Smith’s attorney, Scott Staab, said that while his client was involved in illegal activity, the problem is more widespread than a single person. “It’s easy to point fingers and say he’s the central figure, we’ve got him, and it’s solved,” he said.
Esser, AKL’s attorney, argues that the chapter’s actions after the arrests should reflect well on the house. The men were kicked out, and the national organization stepped in to monitor the operation of the chapter this year.
He notes that no evidence has been presented of drug use or sales at the chapter house itself, and that the “liveout” apartments where drug activity occurred were not owned or operated by the house. The university investigation suggested a closer association between the liveouts – one of which was called the “annex” – and the main house, and noted that parties organized by the house or involving fraternity members at the liveouts were common.
The conduct board finding, though, specifically alleged that drugs had been used and sold on chapter property. Neither the court files nor university records on the case include any specific allegation of drug use or sales at the chapter house.
Attempts to contact the chair of the conduct board, Lisa McIntyre, were unsuccessful last week.
The fraternity has also challenged the university’s student disciplinary process, saying it deprived AKL members of due-process rights. Esser said the fraternity president was summoned to appear at a student conduct board hearing Feb. 13 without full knowledge of the charges, evidence or witnesses against the chapter.
“The fraternity was blindsided,” he said.
AKL appealed the decision with WSU and lost. On April 1, it filed a petition for review, asking a Whitman County Superior Court judge to review the university’s decision and make a ruling.
Until that review is complete, AKL won’t be required to move its 17 freshmen out of the house, as ordered by the university. The inability to house freshmen is one of the biggest drawbacks to losing university recognition.

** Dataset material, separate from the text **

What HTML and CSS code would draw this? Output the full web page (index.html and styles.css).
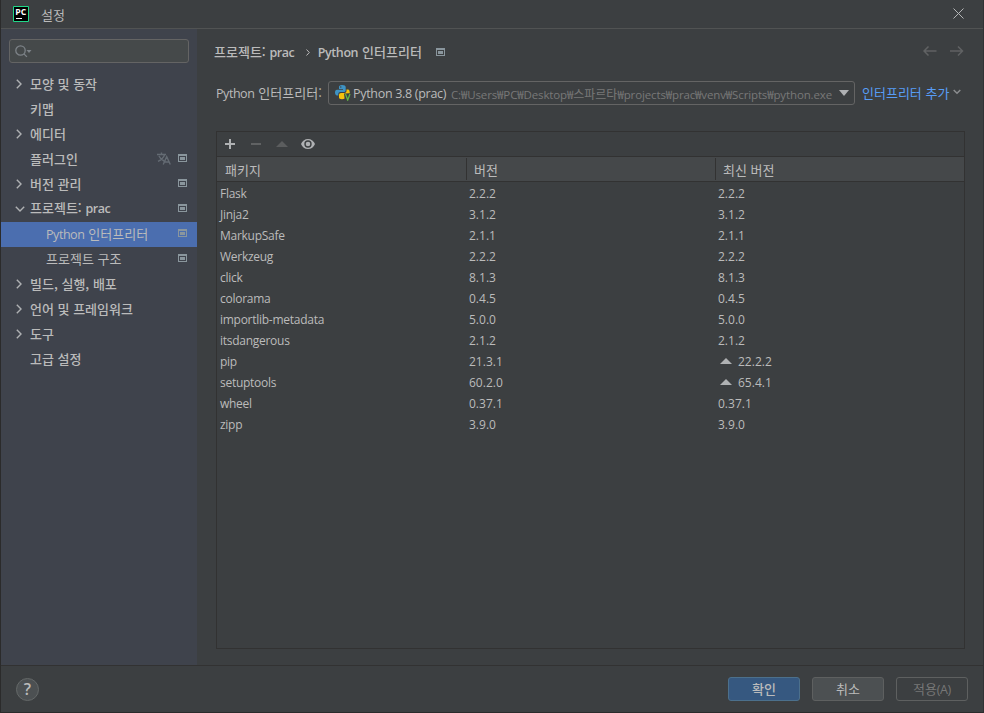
FILE: index.html
```html
<!DOCTYPE html>
<html lang="ko">
<head>
<meta charset="utf-8">
<title>설정</title>
<link rel="stylesheet" href="styles.css">
</head>
<body>
<svg class="defs" width="0" height="0">
  <symbol id="page" viewBox="0 0 9 8"><path d="M0 0h9v8H0zM1 2v5h7V2z" fill-rule="evenodd"/><path d="M2 3h5v3H2z"/></symbol>
  <symbol id="right" viewBox="0 0 6 10"><path d="M.8.8 5 5 .8 9.2" fill="none" stroke="currentColor" stroke-width="1.4"/></symbol>
  <symbol id="down" viewBox="0 0 10 6"><path d="M.8.8 5 5 9.2.8" fill="none" stroke="currentColor" stroke-width="1.4"/></symbol>
  <symbol id="up" viewBox="0 0 12 6"><path d="M0 6 6 0l6 6z"/></symbol>
</svg>
<div class="window">
  <header class="titlebar">
    <svg class="logo" width="16" height="16" viewBox="0 0 16 16"><path d="M.5.5h15v15H.5z" fill="#000" stroke="#21d789"/><path d="M3 12.500h6" stroke="#fff"/><text x="2.300" y="9" textLength="11" lengthAdjust="spacingAndGlyphs">PC</text></svg>
    <span class="title">설정</span>
    <svg class="close" width="11" height="11" viewBox="0 0 11 11"><path d="m.5.5 10 10m0-10-10 10" stroke="#b4b6b7" fill="none"/></svg>
  </header>
  <div class="main">
    <nav class="sidebar">
      <div class="search"><svg width="18" height="14" viewBox="0 0 18 14"><circle cx="5.500" cy="5.500" r="4.700"/><path d="m8.900 8.900 3 3"/><path class="fill" d="M11.500 5h5L14 8z"/></svg></div>
      <ul class="tree">
        <li><svg class="r"><use href="#right"/></svg><span>모양 및 동작</span></li>
        <li><span>키맵</span></li>
        <li><svg class="r"><use href="#right"/></svg><span>에디터</span></li>
        <li><span>플러그인</span><svg class="lang" viewBox="0 0 14 13"><path d="M0 2.5h9M4.5.5v2M7.5 3C6.5 6 4 8 1 9.3M2 4c1 2.3 2.8 4 5 5M6.2 12.5 9.7 4.7l3.6 7.8M7.5 10h4.6"/></svg><svg class="pg"><use href="#page"/></svg></li>
        <li><svg class="r"><use href="#right"/></svg><span>버전 관리</span><svg class="pg"><use href="#page"/></svg></li>
        <li><svg class="d"><use href="#down"/></svg><span>프로젝트: <b class="en">prac</b></span><svg class="pg"><use href="#page"/></svg></li>
        <li class="child selected"><span><i class="en">Python</i> 인터프리터</span><svg class="pg"><use href="#page"/></svg></li>
        <li class="child"><span>프로젝트 구조</span><svg class="pg"><use href="#page"/></svg></li>
        <li><svg class="r"><use href="#right"/></svg><span>빌드, 실행, 배포</span></li>
        <li><svg class="r"><use href="#right"/></svg><span>언어 및 프레임워크</span></li>
        <li><svg class="r"><use href="#right"/></svg><span>도구</span></li>
        <li><span>고급 설정</span></li>
      </ul>
    </nav>
    <main class="content">
      <div class="crumbs">
        <span class="strong">프로젝트: <b class="en">prac</b></span>
        <svg class="sep" viewBox="0 0 4 7"><path d="M.5.5 3.3 3.5.5 6.5"/></svg>
        <span class="strong"><b class="en">Python</b> 인터프리터</span>
        <svg class="pg"><use href="#page"/></svg>
        <svg class="arrows" viewBox="0 0 41 10"><path d="M1 5h12.500M5.500.5 1 5l4.500 4.500M27 5h12.500M35 .5 39.500 5 35 9.500"/></svg>
      </div>
      <div class="interpreter">
        <span class="label"><i class="en">Python</i> 인터프리터:</span>
        <div class="combo">
          <svg class="py" width="16" height="16" viewBox="0 0 16 16"><path d="M7 0C4.500 0 4 1 4 2v2h4v.7H2C.7 4.700 0 6 0 7.500S.7 10.500 2 10.500h1.300V9c0-1.300 1-2 2.200-2H9c1 0 1.700-.8 1.700-1.800V2C10.700.7 9.500 0 7 0z" fill="#3e93c4"/><path d="M11.500 4.500V6c0 1.200-.9 2-2 2H6C4.800 8 4 8.800 4 10v2.500C4 13.600 5.200 14.200 7 14.200c1 0 2-.2 2.600-.7L9 8.500l5.800-.2C14.800 6 14.300 4.500 13 4.500z" fill="#f4c20d"/><circle cx="5.800" cy="2" r=".7" fill="#3c3f41"/><path d="m10.500 9 2.200 6L15 9" fill="none" stroke="#62b543" stroke-width="1.300"/></svg>
          <span class="name">Python 3.8 (prac)</span>
          <span class="path">C:₩Users₩PC₩Desktop₩<span class="ko">스파르타</span>₩projects₩prac₩venv₩Scripts₩python.exe</span>
          <svg class="caret" viewBox="0 0 10 6"><path d="M0 0h10L5 6z"/></svg>
        </div>
        <a class="add">인터프리터 추가</a>
        <svg class="adddown" viewBox="0 0 8 6"><path d="m.7 1 3.300 3.300L7.300 1"/></svg>
      </div>
      <section class="packages">
        <div class="tools">
          <svg viewBox="0 0 10 10" width="10" height="10"><path d="M4 0h2v4h4v2H6v4H4V6H0V4h4z" fill="#afb1b3"/></svg>
          <svg viewBox="0 0 10 2" width="10" height="2"><path d="M0 0h10v2H0z" fill="#606263"/></svg>
          <svg class="dim" width="12" height="6"><use href="#up"/></svg>
          <svg class="eye" viewBox="0 0 14 10" width="14" height="10"><path d="M7 0C3.800 0 1.200 2 0 5c1.200 3 3.800 5 7 5s5.800-2 7-5C12.800 2 10.200 0 7 0z" fill="#afb1b3"/><circle cx="7" cy="5" r="3" fill="none" stroke="#3c3f41" stroke-width="1.400"/></svg>
        </div>
        <div class="row head"><span>패키지</span><span>버전</span><span>최신 버전</span></div>
        <div class="rows">
          <div class="row"><span>Flask</span><span>2.2.2</span><span>2.2.2</span></div>
          <div class="row"><span>Jinja2</span><span>3.1.2</span><span>3.1.2</span></div>
          <div class="row"><span>MarkupSafe</span><span>2.1.1</span><span>2.1.1</span></div>
          <div class="row"><span>Werkzeug</span><span>2.2.2</span><span>2.2.2</span></div>
          <div class="row"><span>click</span><span>8.1.3</span><span>8.1.3</span></div>
          <div class="row"><span>colorama</span><span>0.4.5</span><span>0.4.5</span></div>
          <div class="row"><span>importlib-metadata</span><span>5.0.0</span><span>5.0.0</span></div>
          <div class="row"><span>itsdangerous</span><span>2.1.2</span><span>2.1.2</span></div>
          <div class="row"><span>pip</span><span>21.3.1</span><span><svg class="upg" width="12" height="6"><use href="#up"/></svg>22.2.2</span></div>
          <div class="row"><span>setuptools</span><span>60.2.0</span><span><svg class="upg" width="12" height="6"><use href="#up"/></svg>65.4.1</span></div>
          <div class="row"><span>wheel</span><span>0.37.1</span><span>0.37.1</span></div>
          <div class="row"><span>zipp</span><span>3.9.0</span><span>3.9.0</span></div>
        </div>
      </section>
    </main>
  </div>
  <footer class="footer">
    <button class="help">?</button>
    <button class="btn ok">확인</button>
    <button class="btn">취소</button>
    <button class="btn off">적용<i class="en">(A)</i></button>
  </footer>
</div>
</body>
</html>
```
FILE: styles.css
```css
* { box-sizing: border-box; }
body { margin: 0; background: #3c3f41; color: #bbbbbb; font: 13px/20px "Noto Sans CJK KR", sans-serif; white-space: nowrap; }
svg { display: block; flex: none; fill: currentColor; }
.defs { position: absolute; }
.window { width: 984px; height: 713px; display: flex; flex-direction: column; border: 1px solid #2b2b2b; border-top: 0; border-right-color: #303234; overflow: hidden; }
.en { font-family: "Open Sans", sans-serif; font-size: 12.5px; font-style: normal; font-weight: 400; letter-spacing: -.45px; margin-right: .3px; }
b.en { font-weight: 600; letter-spacing: -.4px; }

.titlebar { height: 29px; flex: none; display: flex; align-items: center; padding: 0 19px 0 12px; border-bottom: 1px solid #515353; }
.logo text { font: bold 8.5px "Open Sans", sans-serif; fill: #fff; }
.title { margin-left: 12px; padding-top: 2px; }
.close { margin-left: auto; margin-top: -1px; }

.main { flex: 1; min-height: 0; display: flex; }
.sidebar { width: 196px; flex: none; background: #3f434c; padding-top: 10px; }
.search { margin: 0 8px; height: 24px; border: 1px solid #646464; border-radius: 3px; background: #45494a; padding: 5px; }
.search svg { fill: none; stroke: #7d8388; stroke-width: 1.3; }
.search .fill { fill: #7d8388; stroke: none; }
.tree { list-style: none; margin: 9px 0 0; padding: 0; }
.tree li { height: 25px; display: grid; grid-template-columns: 29px 1fr auto 9px; align-items: center; padding-right: 10px; font-weight: 500; }
.tree li > span { grid-column: 2; margin-top: -2px; }
.tree svg { grid-row: 1; }
.r { width: 6px; height: 10px; margin-left: 15px; margin-top: -2px; color: #afb1b3; }
.d { width: 10px; height: 6px; margin-left: 14px; margin-top: -2px; color: #afb1b3; }
.pg { width: 9px; height: 8px; color: #8a969d; }
.tree .pg { grid-column: 4; margin-top: -3px; }
.lang { grid-column: 3; width: 14px; height: 13px; margin-right: 7px; margin-top: -3px; fill: none; stroke: #646b73; stroke-width: 1.4; }
.tree li.child { grid-template-columns: 45px 1fr auto 9px; font-weight: 400; }
.tree li.selected > span { margin-top: 0; }
.tree .selected { background: #4b6eaf; }

.content { flex: 1; min-width: 0; display: flex; flex-direction: column; padding: 12px 18px 16px 19px; }
.crumbs { display: flex; align-items: center; height: 22px; padding-right: 1px; margin-left: -2px; }
.strong { font-weight: 500; }
.sep { width: 4px; height: 7px; margin: 0 8px 0 11px; fill: none; stroke: #bbb; }
.crumbs .pg { margin-left: 14px; }
.arrows { width: 41px; height: 10px; margin: -2px 0 0 auto; fill: none; stroke: #606263; stroke-width: 1.5; }
.interpreter { display: flex; align-items: center; height: 24px; margin-top: 18px; }
.label { width: 112px; }
.combo { width: 527px; height: 24px; border: 1px solid #646464; border-radius: 3px; display: flex; align-items: center; padding: 0 5px 0 6px; font-family: "Open Sans", "Noto Sans CJK KR", sans-serif; }
.name { font-size: 12.500px; width: 98px; margin-left: 2px; padding-top: 2px; letter-spacing: -.3px; }
.path { font-size: 11.500px; color: #787878; padding-top: 3px; letter-spacing: -.13px; }
.ko { font-size: 12px; letter-spacing: 0; }
.caret { width: 10px; height: 6px; margin-left: auto; color: #afb1b3; }
.add { color: #589df6; margin-left: 7px; }
.adddown { width: 8px; height: 6px; margin: -2px 0 0 4px; fill: none; stroke: #8b8d8f; stroke-width: 1.5; }

.packages { flex: 1; min-height: 0; margin-top: 26px; border: 1px solid #323232; }
.tools { height: 25px; display: flex; align-items: center; gap: 16px; padding-left: 8px; border-bottom: 1px solid #323232; }
.dim { color: #5b5d5e; margin-left: -1px; }
.eye { margin-left: -3px; }
.row { display: grid; grid-template-columns: 249px 249px 1fr; height: 21px; line-height: 21px; font-family: "Open Sans", sans-serif; font-size: 12px; }
.row span { padding-left: 3px; display: flex; align-items: center; }
.rows { padding-top: 1px; }
.rows span:first-child { letter-spacing: -.27px; }
.head { height: 25px; background: #45484a; border-bottom: 1px solid #323232; padding: 1px 0; font-family: "Noto Sans CJK KR", sans-serif; font-size: 13px; }
.head span { padding-left: 7px; border-left: 1px solid #323232; }
.head span:first-child { border-left: 0; padding-left: 8px; }
.upg { margin: -2px 6px 0 2px; color: #afb1b3; }

.footer { height: 47px; flex: none; border-top: 1px solid #323232; display: flex; align-items: center; gap: 12px; padding: 0 15px; }
.help { width: 23px; height: 23px; padding: 0; margin-right: auto; border: 1px solid #646868; border-radius: 50%; background: #4c5052; color: #bbb; font: 600 16px/20px "Open Sans", sans-serif; }
.btn { width: 72px; height: 24px; padding: 0; border: 1px solid #5e6060; border-radius: 3px; background: #4c5052; color: #bbb; font: 13px/22px "Noto Sans CJK KR", sans-serif; }
.ok { background: #365880; border-color: #4c708c; font-weight: 500; }
.off { background: transparent; color: #777; }
```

Jeremy Slivinski, executive director of AKL national, said the organization wants a judge to decide: “Were we railroaded or not?”
Slivinski said the chapter’s expulsion of the three men after their arrests was evidence that its officers did the right thing. “They expelled the men before the university even knew what was going on,” he said. “The chapter did its job.”
The Student Conduct Board differed. In addition to the drug cases, the board punished the chapter for providing alcohol to underage students and other violations of the rules. In its report of Feb. 21, the board said the fraternity’s president had been “not entirely truthful” in his testimony.
An example was given regarding the charge that the chapter had furnished alcohol to minors. The president, 19-year-old Mike Wood, denied the charge. Then the board members “pointed out the photo showing you (Wood) holding an alcoholic drink,” its letter said.
Such photos – posted on Facebook – formed a critical piece of the investigation.
Fraternity representatives say the photos were used to assign guilt by association, and just because Smith knew some AKL members that doesn’t make him an “honorary” chapter member.
Photos on Smith’s Facebook page were also used to revoke his bond and issue a warrant for his arrest in January.
Smith had posted a $50,000 bond and was released. But police learned in January that Smith had put new photos of himself on his Facebook page – including one that appears to show him smoking marijuana at a ski resort with his dated lift ticket in full view.
Others showed duffel bags full of cash with captions “thanking WSU for being so good to them,” a police report says.